== What the exercise asks ==
Write the data out again, character for character, with no images.

== Provided data ==

■ ■ ■ ■

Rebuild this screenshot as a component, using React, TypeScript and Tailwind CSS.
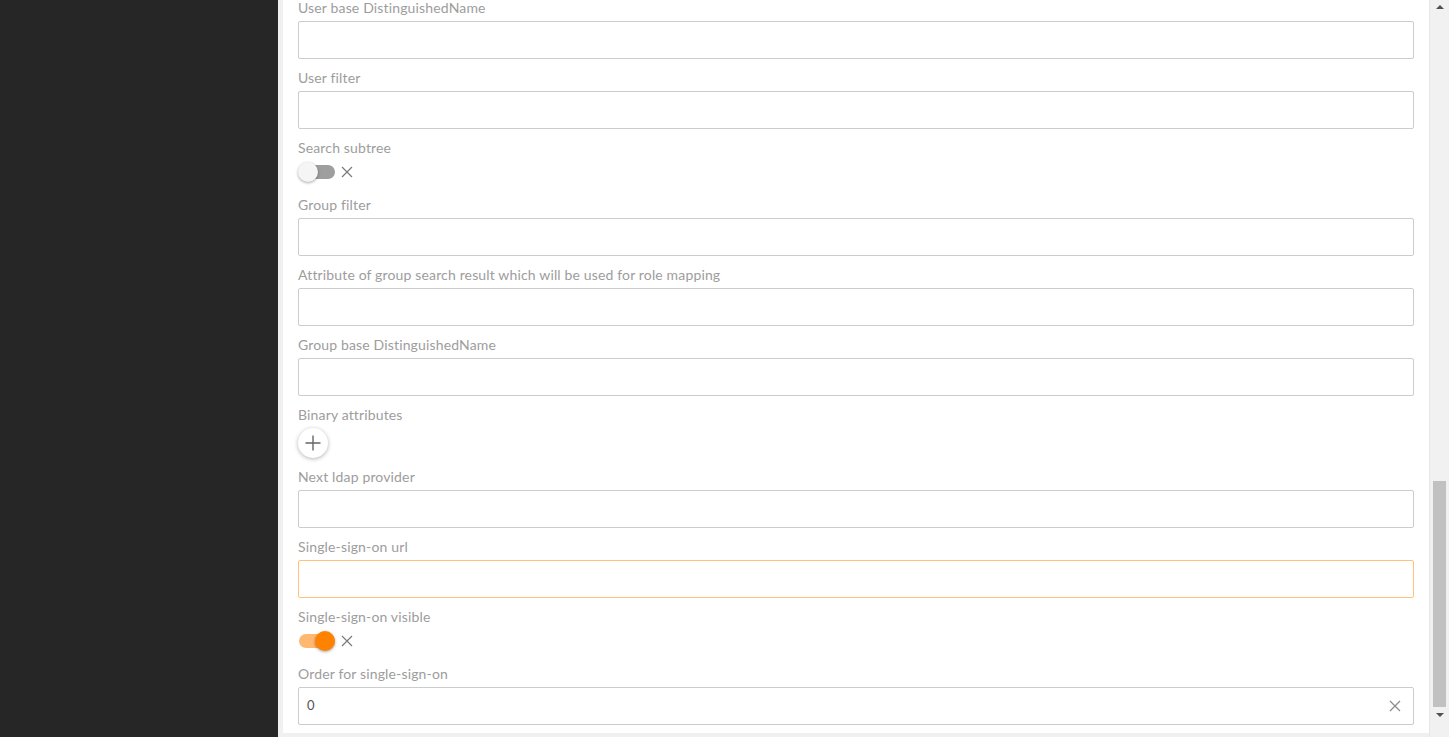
import React from 'react';

const XIcon = ({ className }: { className?: string }) => (
  <svg viewBox="0 0 12 12" className={className} fill="none" stroke="currentColor" strokeWidth="1.2">
    <path d="M1 1L11 11M11 1L1 11" />
  </svg>
);

const Label = ({ text }: { text: string }) => (
  <div className="h-[18px] leading-[18px] text-[14px] tracking-[0.15px] text-[#9d9d9d]">{text}</div>
);

const TextField = ({ label, focused, value, clearable }: { label: string; focused?: boolean; value?: string; clearable?: boolean }) => (
  <div className="mb-[10px]">
    <Label text={label} />
    <div
      className={`mt-[4px] h-[38px] flex items-center px-[8px] border rounded-[2px] bg-white ${
        focused ? 'border-[#ffc27d]' : 'border-[#cccccc]'
      }`}
    >
      <span className="flex-1 text-[13px] text-[#555555]">{value}</span>
      {clearable && <XIcon className="w-[12px] h-[12px] text-[#8a8a8a] mr-[4px]" />}
    </div>
  </div>
);

const Toggle = ({ label, on }: { label: string; on?: boolean }) => (
  <div className="mb-[12px]">
    <Label text={label} />
    <div className="mt-[3px] h-[24px] flex items-center">
      <div className="relative w-[38px] h-[24px] flex items-center">
        <div className={`ml-[1px] w-[36px] h-[14px] rounded-full ${on ? 'bg-[#ffb870]' : 'bg-[#9e9e9e]'}`} />
        <div
          className={`absolute top-[2px] w-[20px] h-[20px] rounded-full shadow-[0_1px_3px_rgba(0,0,0,0.35)] ${
            on ? 'left-[17px] bg-[#ff8200]' : 'left-0 bg-[#f5f5f5]'
          }`}
        />
      </div>
      <XIcon className="ml-[5px] w-[12px] h-[12px] text-[#7a7a7a]" />
    </div>
  </div>
);

export default function App() {
  return (
    <div className="w-[1449px] h-[737px] flex bg-[#f0f0f0] overflow-hidden" style={{ fontFamily: 'Lato, "Open Sans", sans-serif' }}>
      <div className="w-[278px] h-full bg-[#262626]" />
      <div className="ml-[5px] w-[1146px] h-[733px] bg-white overflow-hidden">
        <div className="pl-[15px] pr-[15px] mt-[-1px]">
          <TextField label="User base DistinguishedName" />
          <TextField label="User filter" />
          <Toggle label="Search subtree" />
          <TextField label="Group filter" />
          <TextField label="Attribute of group search result which will be used for role mapping" />
          <TextField label="Group base DistinguishedName" />
          <div className="mb-[10px]">
            <Label text="Binary attributes" />
            <div className="mt-[4px] h-[30px] w-[30px] rounded-full bg-white shadow-[0_1px_4px_rgba(0,0,0,0.3)] flex items-center justify-center">
              <svg viewBox="0 0 16 16" className="w-[16px] h-[16px] text-[#666666]" fill="none" stroke="currentColor" strokeWidth="1.4">
                <path d="M8 0.5V15.5M0.5 8H15.5" />
              </svg>
            </div>
          </div>
          <TextField label="Next ldap provider" />
          <TextField label="Single-sign-on url" focused />
          <Toggle label="Single-sign-on visible" on />
          <TextField label="Order for single-sign-on" value="0" clearable />
        </div>
      </div>
      <div className="w-[20px] h-full bg-[#f1f1f1] border-l border-[#e6e6e6] flex flex-col items-center">
        <div className="h-[14px] flex items-center justify-center">
          <div className="w-0 h-0 border-l-[4px] border-r-[4px] border-b-[4px] border-l-transparent border-r-transparent border-b-[#505050]" />
        </div>
        <div className="flex-1 w-full px-[3px] flex flex-col">
          <div className="h-[467px]" />
          <div className="h-[226px] bg-[#c1c1c1]" />
        </div>
        <div className="h-[30px] flex items-start pt-[6px] justify-center">
          <div className="w-0 h-0 border-l-[4px] border-r-[4px] border-t-[4px] border-l-transparent border-r-transparent border-t-[#505050]" />
        </div>
      </div>
    </div>
  );
}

■ ■ ■ ■

== Reply ==
Rebuild this screenshot as a component, using React, TypeScript and Tailwind CSS.
import React from 'react';

const XIcon = ({ className }: { className?: string }) => (
  <svg viewBox="0 0 12 12" className={className} fill="none" stroke="currentColor" strokeWidth="1.2">
    <path d="M1 1L11 11M11 1L1 11" />
  </svg>
);

const Label = ({ text }: { text: string }) => (
  <div className="h-[18px] leading-[18px] text-[14px] tracking-[0.15px] text-[#9d9d9d]">{text}</div>
);

const TextField = ({ label, focused, value, clearable }: { label: string; focused?: boolean; value?: string; clearable?: boolean }) => (
  <div className="mb-[10px]">
    <Label text={label} />
    <div
      className={`mt-[4px] h-[38px] flex items-center px-[8px] border rounded-[2px] bg-white ${
        focused ? 'border-[#ffc27d]' : 'border-[#cccccc]'
      }`}
    >
      <span className="flex-1 text-[13px] text-[#555555]">{value}</span>
      {clearable && <XIcon className="w-[12px] h-[12px] text-[#8a8a8a] mr-[4px]" />}
    </div>
  </div>
);

const Toggle = ({ label, on }: { label: string; on?: boolean }) => (
  <div className="mb-[12px]">
    <Label text={label} />
    <div className="mt-[3px] h-[24px] flex items-center">
      <div className="relative w-[38px] h-[24px] flex items-center">
        <div className={`ml-[1px] w-[36px] h-[14px] rounded-full ${on ? 'bg-[#ffb870]' : 'bg-[#9e9e9e]'}`} />
        <div
          className={`absolute top-[2px] w-[20px] h-[20px] rounded-full shadow-[0_1px_3px_rgba(0,0,0,0.35)] ${
            on ? 'left-[17px] bg-[#ff8200]' : 'left-0 bg-[#f5f5f5]'
          }`}
        />
      </div>
      <XIcon className="ml-[5px] w-[12px] h-[12px] text-[#7a7a7a]" />
    </div>
  </div>
);

export default function App() {
  return (
    <div className="w-[1449px] h-[737px] flex bg-[#f0f0f0] overflow-hidden" style={{ fontFamily: 'Lato, "Open Sans", sans-serif' }}>
      <div className="w-[278px] h-full bg-[#262626]" />
      <div className="ml-[5px] w-[1146px] h-[733px] bg-white overflow-hidden">
        <div className="pl-[15px] pr-[15px] mt-[-1px]">
          <TextField label="User base DistinguishedName" />
          <TextField label="User filter" />
          <Toggle label="Search subtree" />
          <TextField label="Group filter" />
          <TextField label="Attribute of group search result which will be used for role mapping" />
          <TextField label="Group base DistinguishedName" />
          <div className="mb-[10px]">
            <Label text="Binary attributes" />
            <div className="mt-[4px] h-[30px] w-[30px] rounded-full bg-white shadow-[0_1px_4px_rgba(0,0,0,0.3)] flex items-center justify-center">
              <svg viewBox="0 0 16 16" className="w-[16px] h-[16px] text-[#666666]" fill="none" stroke="currentColor" strokeWidth="1.4">
                <path d="M8 0.5V15.5M0.5 8H15.5" />
              </svg>
            </div>
          </div>
          <TextField label="Next ldap provider" />
          <TextField label="Single-sign-on url" focused />
          <Toggle label="Single-sign-on visible" on />
          <TextField label="Order for single-sign-on" value="0" clearable />
        </div>
      </div>
      <div className="w-[20px] h-full bg-[#f1f1f1] border-l border-[#e6e6e6] flex flex-col items-center">
        <div className="h-[14px] flex items-center justify-center">
          <div className="w-0 h-0 border-l-[4px] border-r-[4px] border-b-[4px] border-l-transparent border-r-transparent border-b-[#505050]" />
        </div>
        <div className="flex-1 w-full px-[3px] flex flex-col">
          <div className="h-[467px]" />
          <div className="h-[226px] bg-[#c1c1c1]" />
        </div>
        <div className="h-[30px] flex items-start pt-[6px] justify-center">
          <div className="w-0 h-0 border-l-[4px] border-r-[4px] border-t-[4px] border-l-transparent border-r-transparent border-t-[#505050]" />
        </div>
      </div>
    </div>
  );
}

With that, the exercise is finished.